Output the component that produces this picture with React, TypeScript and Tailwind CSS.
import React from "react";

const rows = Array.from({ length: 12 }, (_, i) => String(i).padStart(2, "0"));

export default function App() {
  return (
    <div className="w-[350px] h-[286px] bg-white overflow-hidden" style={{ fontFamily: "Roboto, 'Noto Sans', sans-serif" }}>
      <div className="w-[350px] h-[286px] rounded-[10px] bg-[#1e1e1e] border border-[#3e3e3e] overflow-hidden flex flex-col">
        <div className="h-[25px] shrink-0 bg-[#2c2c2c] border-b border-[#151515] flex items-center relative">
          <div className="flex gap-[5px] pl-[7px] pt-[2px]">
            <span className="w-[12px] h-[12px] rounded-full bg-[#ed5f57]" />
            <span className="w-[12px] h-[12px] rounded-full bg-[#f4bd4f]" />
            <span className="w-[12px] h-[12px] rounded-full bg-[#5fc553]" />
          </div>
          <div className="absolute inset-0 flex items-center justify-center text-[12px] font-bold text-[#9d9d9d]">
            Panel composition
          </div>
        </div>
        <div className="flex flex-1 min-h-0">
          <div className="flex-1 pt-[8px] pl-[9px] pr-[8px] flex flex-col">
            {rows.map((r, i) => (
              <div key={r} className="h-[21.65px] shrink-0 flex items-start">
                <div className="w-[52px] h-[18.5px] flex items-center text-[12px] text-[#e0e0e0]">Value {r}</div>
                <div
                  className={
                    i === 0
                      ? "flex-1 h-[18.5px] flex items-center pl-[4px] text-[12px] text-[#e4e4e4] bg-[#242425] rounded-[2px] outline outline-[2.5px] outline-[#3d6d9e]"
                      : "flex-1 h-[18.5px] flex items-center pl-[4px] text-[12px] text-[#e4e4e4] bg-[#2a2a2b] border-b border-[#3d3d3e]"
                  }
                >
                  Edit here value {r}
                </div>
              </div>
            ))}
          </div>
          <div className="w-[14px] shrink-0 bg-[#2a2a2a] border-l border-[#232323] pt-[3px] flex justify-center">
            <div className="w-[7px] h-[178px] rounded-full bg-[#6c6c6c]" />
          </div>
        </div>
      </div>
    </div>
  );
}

########

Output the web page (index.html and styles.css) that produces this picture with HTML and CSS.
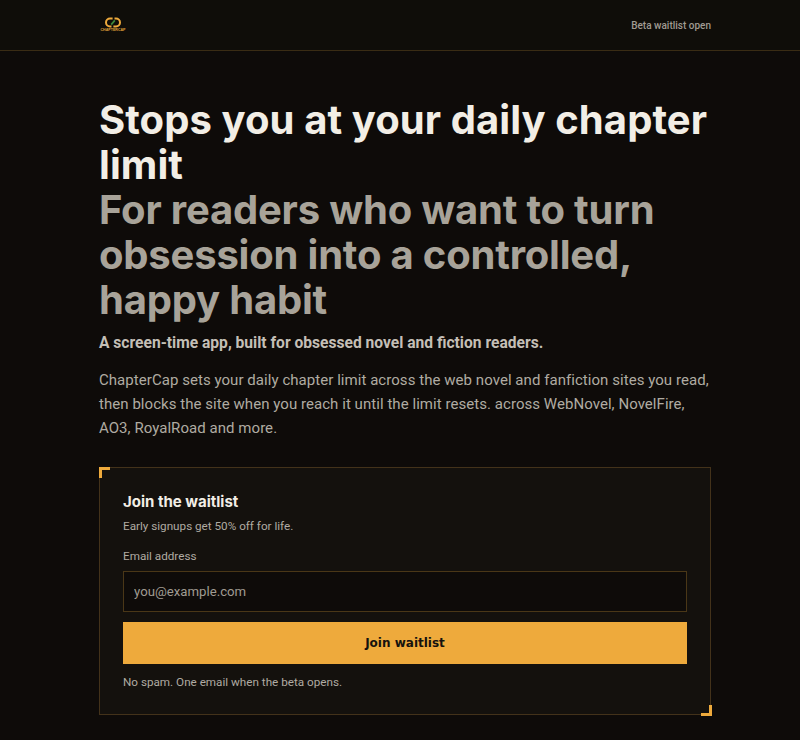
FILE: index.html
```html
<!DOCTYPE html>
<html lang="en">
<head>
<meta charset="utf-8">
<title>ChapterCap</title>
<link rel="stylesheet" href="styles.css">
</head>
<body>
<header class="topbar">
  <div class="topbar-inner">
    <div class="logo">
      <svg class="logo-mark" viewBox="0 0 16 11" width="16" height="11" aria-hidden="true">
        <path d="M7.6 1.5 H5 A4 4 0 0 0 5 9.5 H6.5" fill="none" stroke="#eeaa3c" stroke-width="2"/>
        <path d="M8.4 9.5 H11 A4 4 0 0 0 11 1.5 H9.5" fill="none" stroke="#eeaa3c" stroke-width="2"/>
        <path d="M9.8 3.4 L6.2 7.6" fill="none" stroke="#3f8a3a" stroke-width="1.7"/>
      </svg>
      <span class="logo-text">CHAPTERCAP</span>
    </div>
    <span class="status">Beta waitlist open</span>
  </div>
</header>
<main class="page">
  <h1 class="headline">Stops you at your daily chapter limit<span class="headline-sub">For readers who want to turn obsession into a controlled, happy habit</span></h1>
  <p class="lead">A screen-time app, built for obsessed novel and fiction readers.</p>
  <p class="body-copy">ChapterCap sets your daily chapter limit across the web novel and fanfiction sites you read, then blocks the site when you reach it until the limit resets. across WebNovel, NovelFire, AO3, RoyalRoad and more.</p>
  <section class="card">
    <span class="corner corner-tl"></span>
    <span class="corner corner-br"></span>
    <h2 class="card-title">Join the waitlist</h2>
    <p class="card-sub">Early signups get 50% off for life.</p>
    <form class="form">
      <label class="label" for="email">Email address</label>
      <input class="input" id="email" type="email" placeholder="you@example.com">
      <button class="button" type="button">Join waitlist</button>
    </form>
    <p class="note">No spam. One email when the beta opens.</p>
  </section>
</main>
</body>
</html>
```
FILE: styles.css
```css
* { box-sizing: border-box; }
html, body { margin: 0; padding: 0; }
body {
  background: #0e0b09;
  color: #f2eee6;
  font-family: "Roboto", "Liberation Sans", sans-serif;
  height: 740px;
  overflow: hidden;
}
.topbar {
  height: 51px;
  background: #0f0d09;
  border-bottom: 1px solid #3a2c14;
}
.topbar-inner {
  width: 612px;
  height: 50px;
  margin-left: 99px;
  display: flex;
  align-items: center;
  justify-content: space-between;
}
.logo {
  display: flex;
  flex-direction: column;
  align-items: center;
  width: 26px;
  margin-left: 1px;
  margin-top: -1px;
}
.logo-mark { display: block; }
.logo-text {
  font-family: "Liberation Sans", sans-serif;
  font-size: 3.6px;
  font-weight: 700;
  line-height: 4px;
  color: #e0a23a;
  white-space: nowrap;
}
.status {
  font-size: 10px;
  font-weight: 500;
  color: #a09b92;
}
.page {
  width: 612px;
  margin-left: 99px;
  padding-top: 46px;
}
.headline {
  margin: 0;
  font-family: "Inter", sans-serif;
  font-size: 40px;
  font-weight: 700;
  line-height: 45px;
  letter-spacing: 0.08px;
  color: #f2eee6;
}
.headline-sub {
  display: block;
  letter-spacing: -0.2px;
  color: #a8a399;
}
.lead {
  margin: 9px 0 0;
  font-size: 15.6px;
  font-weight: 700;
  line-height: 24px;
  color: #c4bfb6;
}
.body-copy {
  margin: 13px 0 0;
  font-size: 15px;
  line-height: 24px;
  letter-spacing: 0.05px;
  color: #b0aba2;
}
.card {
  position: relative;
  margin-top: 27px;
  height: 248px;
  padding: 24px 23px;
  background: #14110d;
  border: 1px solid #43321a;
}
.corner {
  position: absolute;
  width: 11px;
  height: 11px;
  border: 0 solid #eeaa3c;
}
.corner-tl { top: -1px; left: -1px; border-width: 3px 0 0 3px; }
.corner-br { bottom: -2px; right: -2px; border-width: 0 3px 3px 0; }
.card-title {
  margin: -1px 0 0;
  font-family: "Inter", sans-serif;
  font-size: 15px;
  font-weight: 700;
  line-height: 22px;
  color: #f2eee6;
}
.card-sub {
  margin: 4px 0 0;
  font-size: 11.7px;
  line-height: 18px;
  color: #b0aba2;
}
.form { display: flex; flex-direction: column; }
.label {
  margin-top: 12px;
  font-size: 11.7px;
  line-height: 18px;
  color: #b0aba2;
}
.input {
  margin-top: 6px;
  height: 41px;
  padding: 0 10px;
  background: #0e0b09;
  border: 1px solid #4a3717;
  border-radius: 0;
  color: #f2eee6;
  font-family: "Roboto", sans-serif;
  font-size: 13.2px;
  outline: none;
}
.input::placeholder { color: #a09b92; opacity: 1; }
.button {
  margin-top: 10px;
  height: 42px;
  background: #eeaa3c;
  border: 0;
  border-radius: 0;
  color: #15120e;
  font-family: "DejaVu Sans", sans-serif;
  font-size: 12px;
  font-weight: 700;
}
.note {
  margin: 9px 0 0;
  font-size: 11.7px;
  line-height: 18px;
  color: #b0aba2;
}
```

########

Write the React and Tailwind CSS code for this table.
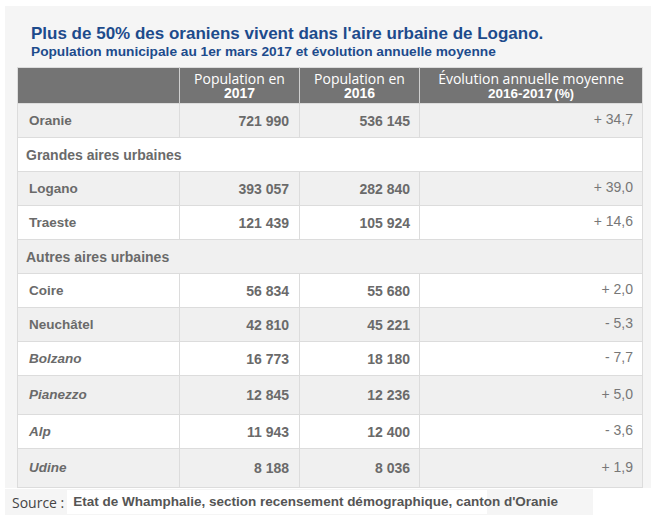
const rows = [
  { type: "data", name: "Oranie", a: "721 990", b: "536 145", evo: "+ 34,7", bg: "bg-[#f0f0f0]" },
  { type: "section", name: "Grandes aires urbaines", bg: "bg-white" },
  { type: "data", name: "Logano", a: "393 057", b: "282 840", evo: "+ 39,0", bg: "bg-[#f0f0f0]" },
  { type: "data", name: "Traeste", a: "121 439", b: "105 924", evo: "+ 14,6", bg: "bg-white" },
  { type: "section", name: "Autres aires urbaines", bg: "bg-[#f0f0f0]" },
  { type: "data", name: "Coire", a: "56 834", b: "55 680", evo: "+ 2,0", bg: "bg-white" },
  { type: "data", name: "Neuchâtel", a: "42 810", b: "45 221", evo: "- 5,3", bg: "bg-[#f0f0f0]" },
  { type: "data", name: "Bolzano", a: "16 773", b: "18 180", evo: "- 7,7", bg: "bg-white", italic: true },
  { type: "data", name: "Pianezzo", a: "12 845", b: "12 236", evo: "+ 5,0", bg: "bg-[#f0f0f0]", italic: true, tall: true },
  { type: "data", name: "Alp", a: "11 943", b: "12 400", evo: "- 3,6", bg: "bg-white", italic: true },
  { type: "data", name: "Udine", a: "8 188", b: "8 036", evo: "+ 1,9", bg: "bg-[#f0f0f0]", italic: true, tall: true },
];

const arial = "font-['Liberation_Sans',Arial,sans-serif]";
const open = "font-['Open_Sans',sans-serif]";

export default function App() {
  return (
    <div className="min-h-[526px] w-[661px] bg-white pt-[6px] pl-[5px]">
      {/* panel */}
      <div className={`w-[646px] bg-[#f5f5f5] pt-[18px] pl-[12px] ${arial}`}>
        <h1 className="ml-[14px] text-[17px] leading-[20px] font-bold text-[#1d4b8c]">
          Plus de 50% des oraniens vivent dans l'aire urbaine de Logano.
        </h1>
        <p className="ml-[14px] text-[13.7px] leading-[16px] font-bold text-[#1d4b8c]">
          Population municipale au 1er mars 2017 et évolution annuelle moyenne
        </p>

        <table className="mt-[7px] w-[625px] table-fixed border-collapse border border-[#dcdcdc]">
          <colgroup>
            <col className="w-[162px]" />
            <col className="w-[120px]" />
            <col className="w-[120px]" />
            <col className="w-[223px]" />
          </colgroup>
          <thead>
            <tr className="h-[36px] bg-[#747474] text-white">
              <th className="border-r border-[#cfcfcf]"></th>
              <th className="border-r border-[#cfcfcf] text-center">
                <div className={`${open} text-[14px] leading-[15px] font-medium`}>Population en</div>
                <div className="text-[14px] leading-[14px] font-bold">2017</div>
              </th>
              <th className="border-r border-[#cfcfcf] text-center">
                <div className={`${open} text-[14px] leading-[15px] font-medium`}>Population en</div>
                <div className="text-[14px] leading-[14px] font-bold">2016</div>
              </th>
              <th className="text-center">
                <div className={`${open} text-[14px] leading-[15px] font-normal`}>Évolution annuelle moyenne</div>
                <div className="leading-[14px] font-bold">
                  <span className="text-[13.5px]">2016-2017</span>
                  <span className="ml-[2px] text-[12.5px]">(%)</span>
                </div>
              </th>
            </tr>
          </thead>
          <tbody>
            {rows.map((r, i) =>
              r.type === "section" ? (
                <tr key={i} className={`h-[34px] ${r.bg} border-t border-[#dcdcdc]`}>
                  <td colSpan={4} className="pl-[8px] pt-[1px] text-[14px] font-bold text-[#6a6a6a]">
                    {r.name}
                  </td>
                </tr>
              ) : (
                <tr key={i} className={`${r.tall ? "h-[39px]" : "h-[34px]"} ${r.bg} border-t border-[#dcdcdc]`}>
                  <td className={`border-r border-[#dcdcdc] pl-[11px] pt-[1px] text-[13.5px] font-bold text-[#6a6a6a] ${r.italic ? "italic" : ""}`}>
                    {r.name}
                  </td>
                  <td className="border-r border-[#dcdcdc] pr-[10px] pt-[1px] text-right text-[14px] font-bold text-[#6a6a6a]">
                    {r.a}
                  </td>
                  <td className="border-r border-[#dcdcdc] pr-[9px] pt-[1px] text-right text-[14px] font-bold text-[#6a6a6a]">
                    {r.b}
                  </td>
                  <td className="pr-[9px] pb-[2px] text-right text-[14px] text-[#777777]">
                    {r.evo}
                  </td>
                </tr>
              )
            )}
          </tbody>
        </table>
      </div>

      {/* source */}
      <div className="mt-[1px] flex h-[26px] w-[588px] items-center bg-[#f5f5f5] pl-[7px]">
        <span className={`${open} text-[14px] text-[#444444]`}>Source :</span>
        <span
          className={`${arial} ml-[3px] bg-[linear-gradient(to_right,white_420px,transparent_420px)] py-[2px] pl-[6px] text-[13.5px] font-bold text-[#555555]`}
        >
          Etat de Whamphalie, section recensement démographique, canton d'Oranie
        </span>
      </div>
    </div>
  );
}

########

__WORK TO BE COMPLETED__:
Each line that has the word "Tailwind" should be copied.

__ANSWER TO THE PROBLEM__:
Output the component that produces this picture with React, TypeScript and Tailwind CSS.
Write the React and Tailwind CSS code for this table.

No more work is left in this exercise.